>> START Provided data

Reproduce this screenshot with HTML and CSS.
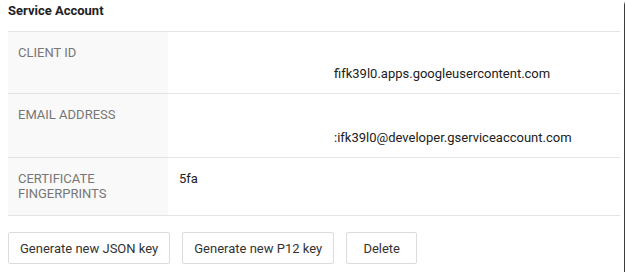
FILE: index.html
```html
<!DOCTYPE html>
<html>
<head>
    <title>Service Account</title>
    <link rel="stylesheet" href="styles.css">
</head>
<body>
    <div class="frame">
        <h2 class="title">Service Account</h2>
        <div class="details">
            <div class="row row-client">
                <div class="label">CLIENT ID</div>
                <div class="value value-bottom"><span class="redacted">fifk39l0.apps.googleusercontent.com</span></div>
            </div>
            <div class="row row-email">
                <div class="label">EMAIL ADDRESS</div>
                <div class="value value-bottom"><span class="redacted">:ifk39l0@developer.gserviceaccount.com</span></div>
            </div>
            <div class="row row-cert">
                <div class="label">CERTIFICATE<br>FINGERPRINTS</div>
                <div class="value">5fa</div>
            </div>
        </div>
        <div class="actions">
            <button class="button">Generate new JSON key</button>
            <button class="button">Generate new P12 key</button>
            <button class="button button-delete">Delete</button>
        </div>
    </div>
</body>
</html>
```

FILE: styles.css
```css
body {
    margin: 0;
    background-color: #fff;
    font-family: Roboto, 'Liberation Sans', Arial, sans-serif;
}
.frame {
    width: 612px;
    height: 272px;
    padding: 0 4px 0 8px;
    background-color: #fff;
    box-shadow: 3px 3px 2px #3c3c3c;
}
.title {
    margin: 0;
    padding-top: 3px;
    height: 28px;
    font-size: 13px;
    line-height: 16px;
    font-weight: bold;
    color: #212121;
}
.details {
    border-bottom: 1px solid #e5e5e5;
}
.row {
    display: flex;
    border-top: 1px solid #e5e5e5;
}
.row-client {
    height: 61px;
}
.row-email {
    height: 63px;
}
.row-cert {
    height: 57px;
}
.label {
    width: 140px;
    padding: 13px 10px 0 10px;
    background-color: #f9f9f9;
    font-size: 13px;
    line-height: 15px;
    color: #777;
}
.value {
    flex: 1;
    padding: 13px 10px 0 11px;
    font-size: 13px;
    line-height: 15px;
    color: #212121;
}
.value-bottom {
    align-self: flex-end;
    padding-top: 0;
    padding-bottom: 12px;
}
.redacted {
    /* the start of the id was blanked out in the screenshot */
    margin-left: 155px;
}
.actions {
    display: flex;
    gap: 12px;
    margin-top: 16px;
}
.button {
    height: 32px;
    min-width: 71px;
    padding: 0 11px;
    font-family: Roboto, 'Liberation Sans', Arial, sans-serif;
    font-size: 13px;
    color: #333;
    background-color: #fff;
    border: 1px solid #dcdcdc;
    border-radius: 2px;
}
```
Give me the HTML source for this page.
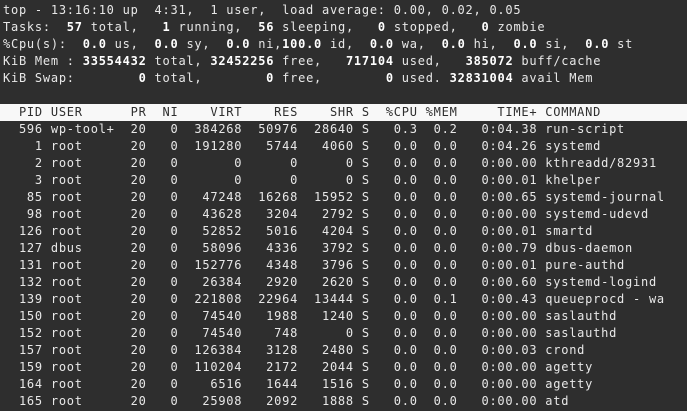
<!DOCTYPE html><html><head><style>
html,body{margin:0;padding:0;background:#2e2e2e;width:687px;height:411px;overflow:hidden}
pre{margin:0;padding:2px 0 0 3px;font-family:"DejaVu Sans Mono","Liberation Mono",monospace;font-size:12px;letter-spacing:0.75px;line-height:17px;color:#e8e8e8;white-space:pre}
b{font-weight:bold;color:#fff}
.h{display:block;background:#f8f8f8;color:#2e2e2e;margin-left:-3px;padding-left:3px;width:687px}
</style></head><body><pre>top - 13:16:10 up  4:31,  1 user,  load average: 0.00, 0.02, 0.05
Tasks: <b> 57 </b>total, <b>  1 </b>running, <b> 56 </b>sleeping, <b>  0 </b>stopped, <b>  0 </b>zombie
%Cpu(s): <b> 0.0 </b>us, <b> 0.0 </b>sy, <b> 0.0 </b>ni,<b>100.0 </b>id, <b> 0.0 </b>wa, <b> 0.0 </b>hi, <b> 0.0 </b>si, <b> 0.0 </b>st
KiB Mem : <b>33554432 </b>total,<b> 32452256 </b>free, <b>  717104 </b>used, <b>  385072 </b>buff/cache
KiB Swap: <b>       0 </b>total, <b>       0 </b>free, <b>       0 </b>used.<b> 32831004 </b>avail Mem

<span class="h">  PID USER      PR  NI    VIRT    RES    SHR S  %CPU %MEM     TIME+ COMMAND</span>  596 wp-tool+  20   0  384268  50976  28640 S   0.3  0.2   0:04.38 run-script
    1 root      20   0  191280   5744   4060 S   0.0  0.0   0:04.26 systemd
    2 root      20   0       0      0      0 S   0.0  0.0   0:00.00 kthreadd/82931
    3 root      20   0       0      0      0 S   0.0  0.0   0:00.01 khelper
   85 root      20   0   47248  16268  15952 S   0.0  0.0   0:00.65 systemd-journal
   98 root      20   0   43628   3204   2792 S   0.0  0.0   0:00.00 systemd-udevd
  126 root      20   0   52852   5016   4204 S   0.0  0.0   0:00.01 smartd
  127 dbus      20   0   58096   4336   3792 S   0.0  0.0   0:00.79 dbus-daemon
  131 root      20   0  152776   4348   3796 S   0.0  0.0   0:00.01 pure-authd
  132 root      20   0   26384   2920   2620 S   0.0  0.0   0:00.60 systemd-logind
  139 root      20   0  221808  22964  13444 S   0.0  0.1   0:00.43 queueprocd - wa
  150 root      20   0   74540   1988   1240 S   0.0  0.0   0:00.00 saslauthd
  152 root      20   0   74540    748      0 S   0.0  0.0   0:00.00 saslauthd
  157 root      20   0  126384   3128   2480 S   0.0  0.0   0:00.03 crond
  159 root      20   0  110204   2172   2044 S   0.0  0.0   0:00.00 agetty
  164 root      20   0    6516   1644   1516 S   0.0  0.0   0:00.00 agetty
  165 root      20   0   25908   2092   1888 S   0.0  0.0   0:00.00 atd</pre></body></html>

>> END Provided data

Write every entry out again exactly, dropping the pictures.

→ **Written response**:
Reproduce this screenshot with HTML and CSS.
FILE: index.html
```html
<!DOCTYPE html>
<html>
<head>
    <title>Service Account</title>
    <link rel="stylesheet" href="styles.css">
</head>
<body>
    <div class="frame">
        <h2 class="title">Service Account</h2>
        <div class="details">
            <div class="row row-client">
                <div class="label">CLIENT ID</div>
                <div class="value value-bottom"><span class="redacted">fifk39l0.apps.googleusercontent.com</span></div>
            </div>
            <div class="row row-email">
                <div class="label">EMAIL ADDRESS</div>
                <div class="value value-bottom"><span class="redacted">:ifk39l0@developer.gserviceaccount.com</span></div>
            </div>
            <div class="row row-cert">
                <div class="label">CERTIFICATE<br>FINGERPRINTS</div>
                <div class="value">5fa</div>
            </div>
        </div>
        <div class="actions">
            <button class="button">Generate new JSON key</button>
            <button class="button">Generate new P12 key</button>
            <button class="button button-delete">Delete</button>
        </div>
    </div>
</body>
</html>
```

FILE: styles.css
```css
body {
    margin: 0;
    background-color: #fff;
    font-family: Roboto, 'Liberation Sans', Arial, sans-serif;
}
.frame {
    width: 612px;
    height: 272px;
    padding: 0 4px 0 8px;
    background-color: #fff;
    box-shadow: 3px 3px 2px #3c3c3c;
}
.title {
    margin: 0;
    padding-top: 3px;
    height: 28px;
    font-size: 13px;
    line-height: 16px;
    font-weight: bold;
    color: #212121;
}
.details {
    border-bottom: 1px solid #e5e5e5;
}
.row {
    display: flex;
    border-top: 1px solid #e5e5e5;
}
.row-client {
    height: 61px;
}
.row-email {
    height: 63px;
}
.row-cert {
    height: 57px;
}
.label {
    width: 140px;
    padding: 13px 10px 0 10px;
    background-color: #f9f9f9;
    font-size: 13px;
    line-height: 15px;
    color: #777;
}
.value {
    flex: 1;
    padding: 13px 10px 0 11px;
    font-size: 13px;
    line-height: 15px;
    color: #212121;
}
.value-bottom {
    align-self: flex-end;
    padding-top: 0;
    padding-bottom: 12px;
}
.redacted {
    /* the start of the id was blanked out in the screenshot */
    margin-left: 155px;
}
.actions {
    display: flex;
    gap: 12px;
    margin-top: 16px;
}
.button {
    height: 32px;
    min-width: 71px;
    padding: 0 11px;
    font-family: Roboto, 'Liberation Sans', Arial, sans-serif;
    font-size: 13px;
    color: #333;
    background-color: #fff;
    border: 1px solid #dcdcdc;
    border-radius: 2px;
}
```
Give me the HTML source for this page.
<!DOCTYPE html><html><head><style>
html,body{margin:0;padding:0;background:#2e2e2e;width:687px;height:411px;overflow:hidden}
pre{margin:0;padding:2px 0 0 3px;font-family:"DejaVu Sans Mono","Liberation Mono",monospace;font-size:12px;letter-spacing:0.75px;line-height:17px;color:#e8e8e8;white-space:pre}
b{font-weight:bold;color:#fff}
.h{display:block;background:#f8f8f8;color:#2e2e2e;margin-left:-3px;padding-left:3px;width:687px}
</style></head><body><pre>top - 13:16:10 up  4:31,  1 user,  load average: 0.00, 0.02, 0.05
Tasks: <b> 57 </b>total, <b>  1 </b>running, <b> 56 </b>sleeping, <b>  0 </b>stopped, <b>  0 </b>zombie
%Cpu(s): <b> 0.0 </b>us, <b> 0.0 </b>sy, <b> 0.0 </b>ni,<b>100.0 </b>id, <b> 0.0 </b>wa, <b> 0.0 </b>hi, <b> 0.0 </b>si, <b> 0.0 </b>st
KiB Mem : <b>33554432 </b>total,<b> 32452256 </b>free, <b>  717104 </b>used, <b>  385072 </b>buff/cache
KiB Swap: <b>       0 </b>total, <b>       0 </b>free, <b>       0 </b>used.<b> 32831004 </b>avail Mem

<span class="h">  PID USER      PR  NI    VIRT    RES    SHR S  %CPU %MEM     TIME+ COMMAND</span>  596 wp-tool+  20   0  384268  50976  28640 S   0.3  0.2   0:04.38 run-script
    1 root      20   0  191280   5744   4060 S   0.0  0.0   0:04.26 systemd
    2 root      20   0       0      0      0 S   0.0  0.0   0:00.00 kthreadd/82931
    3 root      20   0       0      0      0 S   0.0  0.0   0:00.01 khelper
   85 root      20   0   47248  16268  15952 S   0.0  0.0   0:00.65 systemd-journal
   98 root      20   0   43628   3204   2792 S   0.0  0.0   0:00.00 systemd-udevd
  126 root      20   0   52852   5016   4204 S   0.0  0.0   0:00.01 smartd
  127 dbus      20   0   58096   4336   3792 S   0.0  0.0   0:00.79 dbus-daemon
  131 root      20   0  152776   4348   3796 S   0.0  0.0   0:00.01 pure-authd
  132 root      20   0   26384   2920   2620 S   0.0  0.0   0:00.60 systemd-logind
  139 root      20   0  221808  22964  13444 S   0.0  0.1   0:00.43 queueprocd - wa
  150 root      20   0   74540   1988   1240 S   0.0  0.0   0:00.00 saslauthd
  152 root      20   0   74540    748      0 S   0.0  0.0   0:00.00 saslauthd
  157 root      20   0  126384   3128   2480 S   0.0  0.0   0:00.03 crond
  159 root      20   0  110204   2172   2044 S   0.0  0.0   0:00.00 agetty
  164 root      20   0    6516   1644   1516 S   0.0  0.0   0:00.00 agetty
  165 root      20   0   25908   2092   1888 S   0.0  0.0   0:00.00 atd</pre></body></html>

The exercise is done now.